DENGELER DEĞİŞEBİLİR: Ankara’da itirazımızı yaptık. Bunlar YSK tarafından ne kadar dikkate alınır, onu bilmiyoruz tabi. Tümü dikkate alınırsa, dengelerin değişebileceğine inanıyoruz. Demokratik yollardan mücadeleyi sürdüreceğiz. İstiyoruz ki devletin kurumları yansız çalışabilsin. Yargı, yasama ve diğer kurumlar. Bunlar tüm topluma hizmet etmeliler, AKP’nin arka bahçesine dönüşmemeliler.
CHP’DEN MHP’YE KAYMA OLDU: Kaymalar sadece MHP’den CHP’ye olmadı. CHP’den MHP’ye de oldu. Örneğin Manisa; Genel seçimlerde ikinci partiydik, yerelde üçüncü olduk. Adana ve Mersin de öyle..

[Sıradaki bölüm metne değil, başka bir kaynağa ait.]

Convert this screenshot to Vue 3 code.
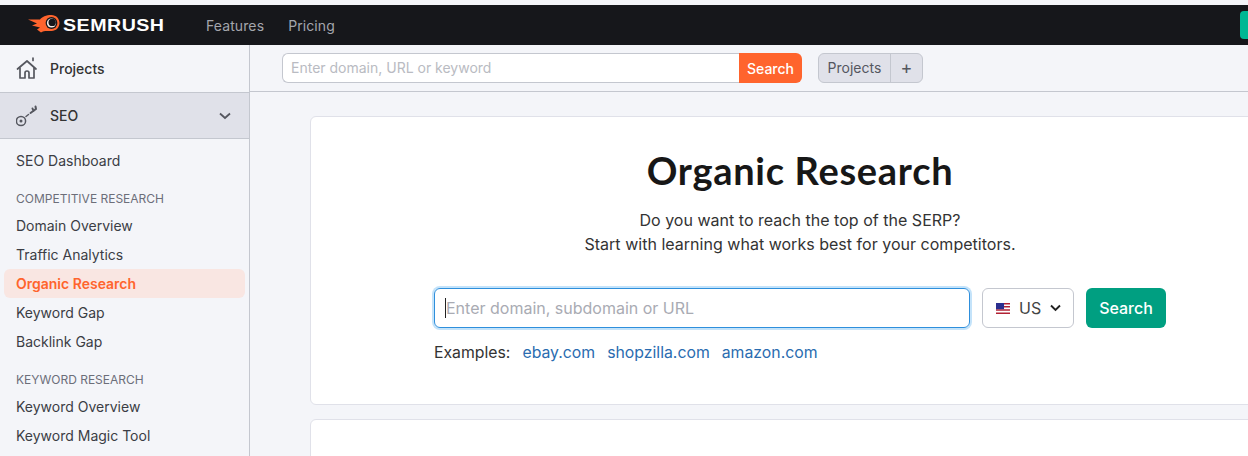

AKP TABANI BİZİ DİNLEMİYOR: Erdoğan, muhalefetin söylemlerine tümüyle kapalı bir taban oluşturdu. O taban bizim söylemlerinizi dinlemiyor bile. Tek kanaldan besleniyor, o da Erdoğan. Şimdi bizim, onların, bizi dinleyebilecekleri kanallar açmamız gerekiyor. Bunu çözecek olan da sosyologlar. Biz o kitlelere nasıl fikirlerimizi aktarabiliriz konulu özel bir çalışma yapıyoruz. Bir ay içinde sonuçlanır. CHP örgütlerinin de buna hazır olması lazım. Sadece genel başkanın ve yardımcılarının söylemleri değil, il başkanı, ilçe başkanının da bu bağlamda o kitlelerle ilişki kurarken belli bir üslubu yakalamaları gerekiyor.
Kürtlere güven veremedik
Kürtlere yeteri kadar güven vermediğimiz kanısındayım. Çok güzel söylemler geliştirdik o bölgeyle ilgili olarak. Olabildiğince o bölgeye gittik. Yeni projelerimizle gittik, öneriler götürdük. Çözüm sürecinin AKP tekelinde olmadığını, CHP iktidarında da sorunun çözümü için olağanüstü çaba harcayacağımızı ifade ettik. Yüzde 10 seçim barajını kaldırabileceğimizi, kaldırmak istediğimizi ve BDP’nin hülle yoluyla değil, doğrudan BDP kimliği ile parlementoya girebileceğini defalarca söyledik. Diyarbakır ve Hakkari’de yokuz. Kars, Ardahan, Elazığ, Adıyaman’da aldığımız sonuçlar fena sayılmaz.
Köşk için işbirliği
Cumhurbaşkanlığı seçimlerinde büyük bir olasılıkla muhalefetle işbirliği olabilir. Zaten iki turlu bir seçim. İlk turda yüzde 51 aşılmadığı zaman, ikinci turda ister istemez bu birliktelik olacaktır. Bizim kafamızda birkaç isim var. Ama şimdi deklere edecek birşey yok. (İlk turdan işbirliği ihtimali olabilir mi?) Onu zaman gösterecek. Önce şu noktada uzlaşmamız lazım; Siyasi kimliği çok öne çıkmamış, bir partiye olan aidiyeti çok öne çıkmamış, toplumun her kesimini kucaklayan biri. İyi eğitim almış, yabancı dil bilen, dünyayı ve Türkiye dengelerini iyi bilen bir kişi üzerinde uzlaşırsak, birinci turda da olabilir tabi.
Erdoğan seçilemez
İktidarın CHP’de olduğu, Köşk’te Erdoğan’ın olduğu bir senaryoda ülke kilitlenir mi?) Herşeye karşın toplum vicdanı kabul etmez. Seçileceğini düşünmüyorum. BDP’nin destek vereceğini sanmıyorum. BDP’nin de yolsuzluklar konusunda duyarlı bir parti olduğuna inanıyorum.